▸ Raw records

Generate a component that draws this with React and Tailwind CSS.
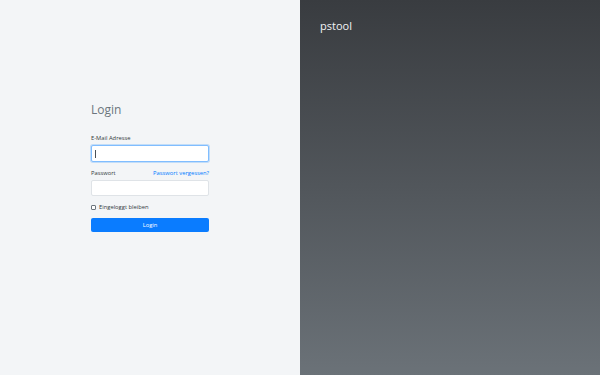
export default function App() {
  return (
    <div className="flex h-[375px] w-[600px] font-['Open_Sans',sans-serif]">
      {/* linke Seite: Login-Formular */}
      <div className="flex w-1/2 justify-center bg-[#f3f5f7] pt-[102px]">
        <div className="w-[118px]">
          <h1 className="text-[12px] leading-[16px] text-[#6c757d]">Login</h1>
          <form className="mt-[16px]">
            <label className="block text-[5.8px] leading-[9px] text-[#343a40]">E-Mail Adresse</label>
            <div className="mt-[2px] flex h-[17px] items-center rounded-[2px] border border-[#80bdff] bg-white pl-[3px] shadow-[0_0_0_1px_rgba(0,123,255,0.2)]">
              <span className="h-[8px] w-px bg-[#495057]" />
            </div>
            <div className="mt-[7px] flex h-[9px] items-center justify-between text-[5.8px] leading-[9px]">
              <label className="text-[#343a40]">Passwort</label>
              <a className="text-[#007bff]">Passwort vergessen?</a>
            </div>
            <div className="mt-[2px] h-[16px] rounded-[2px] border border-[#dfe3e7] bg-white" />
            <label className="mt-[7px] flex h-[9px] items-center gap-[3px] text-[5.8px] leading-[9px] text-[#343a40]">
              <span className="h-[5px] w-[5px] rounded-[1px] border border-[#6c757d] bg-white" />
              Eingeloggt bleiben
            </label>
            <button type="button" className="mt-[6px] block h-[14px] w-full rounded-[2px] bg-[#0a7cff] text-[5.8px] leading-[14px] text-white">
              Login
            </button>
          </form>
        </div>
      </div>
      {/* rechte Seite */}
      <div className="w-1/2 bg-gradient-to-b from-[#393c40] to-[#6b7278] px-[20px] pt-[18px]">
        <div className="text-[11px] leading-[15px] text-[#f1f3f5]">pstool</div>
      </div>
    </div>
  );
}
==
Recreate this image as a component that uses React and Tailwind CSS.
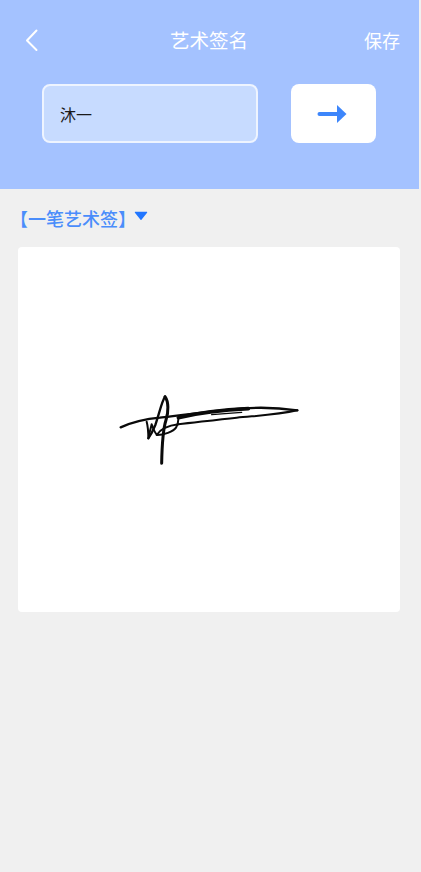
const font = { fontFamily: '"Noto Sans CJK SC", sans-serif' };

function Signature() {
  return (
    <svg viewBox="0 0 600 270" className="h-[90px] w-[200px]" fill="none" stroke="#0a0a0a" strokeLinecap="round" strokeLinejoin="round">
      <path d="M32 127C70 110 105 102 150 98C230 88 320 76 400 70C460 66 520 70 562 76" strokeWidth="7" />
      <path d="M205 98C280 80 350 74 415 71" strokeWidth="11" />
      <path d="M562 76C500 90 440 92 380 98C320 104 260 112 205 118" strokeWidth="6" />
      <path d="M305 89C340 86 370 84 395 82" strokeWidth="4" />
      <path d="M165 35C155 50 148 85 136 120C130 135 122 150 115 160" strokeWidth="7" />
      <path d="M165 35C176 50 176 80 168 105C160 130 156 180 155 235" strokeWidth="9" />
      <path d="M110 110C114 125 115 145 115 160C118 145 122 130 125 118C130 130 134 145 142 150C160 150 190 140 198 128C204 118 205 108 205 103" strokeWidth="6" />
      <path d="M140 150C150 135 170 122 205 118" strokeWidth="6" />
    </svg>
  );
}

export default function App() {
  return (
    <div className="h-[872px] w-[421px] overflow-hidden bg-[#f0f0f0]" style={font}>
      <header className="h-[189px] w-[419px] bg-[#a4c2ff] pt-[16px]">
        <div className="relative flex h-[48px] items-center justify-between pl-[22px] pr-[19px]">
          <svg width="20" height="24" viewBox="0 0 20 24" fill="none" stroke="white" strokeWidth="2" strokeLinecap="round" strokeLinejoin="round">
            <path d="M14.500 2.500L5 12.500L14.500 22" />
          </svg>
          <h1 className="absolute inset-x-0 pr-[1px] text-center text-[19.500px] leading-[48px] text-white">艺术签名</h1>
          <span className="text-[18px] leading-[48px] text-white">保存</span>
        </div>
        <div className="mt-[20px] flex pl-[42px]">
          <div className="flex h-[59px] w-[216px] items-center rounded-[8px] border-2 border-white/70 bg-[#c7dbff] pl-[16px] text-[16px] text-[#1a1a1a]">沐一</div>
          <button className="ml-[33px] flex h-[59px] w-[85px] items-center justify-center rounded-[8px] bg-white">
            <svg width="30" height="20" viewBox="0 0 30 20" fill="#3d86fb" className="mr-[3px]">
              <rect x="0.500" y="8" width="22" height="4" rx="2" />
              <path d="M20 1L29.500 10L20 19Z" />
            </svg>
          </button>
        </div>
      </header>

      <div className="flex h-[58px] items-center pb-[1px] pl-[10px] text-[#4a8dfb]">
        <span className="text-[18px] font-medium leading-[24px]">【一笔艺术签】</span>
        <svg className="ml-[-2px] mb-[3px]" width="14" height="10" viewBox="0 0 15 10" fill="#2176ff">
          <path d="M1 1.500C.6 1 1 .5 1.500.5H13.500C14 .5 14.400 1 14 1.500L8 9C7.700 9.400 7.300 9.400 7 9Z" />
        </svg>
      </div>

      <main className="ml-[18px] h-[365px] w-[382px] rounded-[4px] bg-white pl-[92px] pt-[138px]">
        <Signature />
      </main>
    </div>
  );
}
==
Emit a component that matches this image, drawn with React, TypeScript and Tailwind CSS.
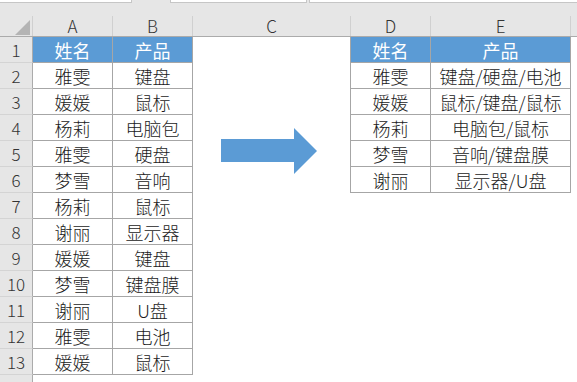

▸ Exercise objective
Only lines with the word "component" should be collected from the material.

▸ Correct result
Generate a component that draws this with React and Tailwind CSS.
Recreate this image as a component that uses React and Tailwind CSS.
Emit a component that matches this image, drawn with React, TypeScript and Tailwind CSS.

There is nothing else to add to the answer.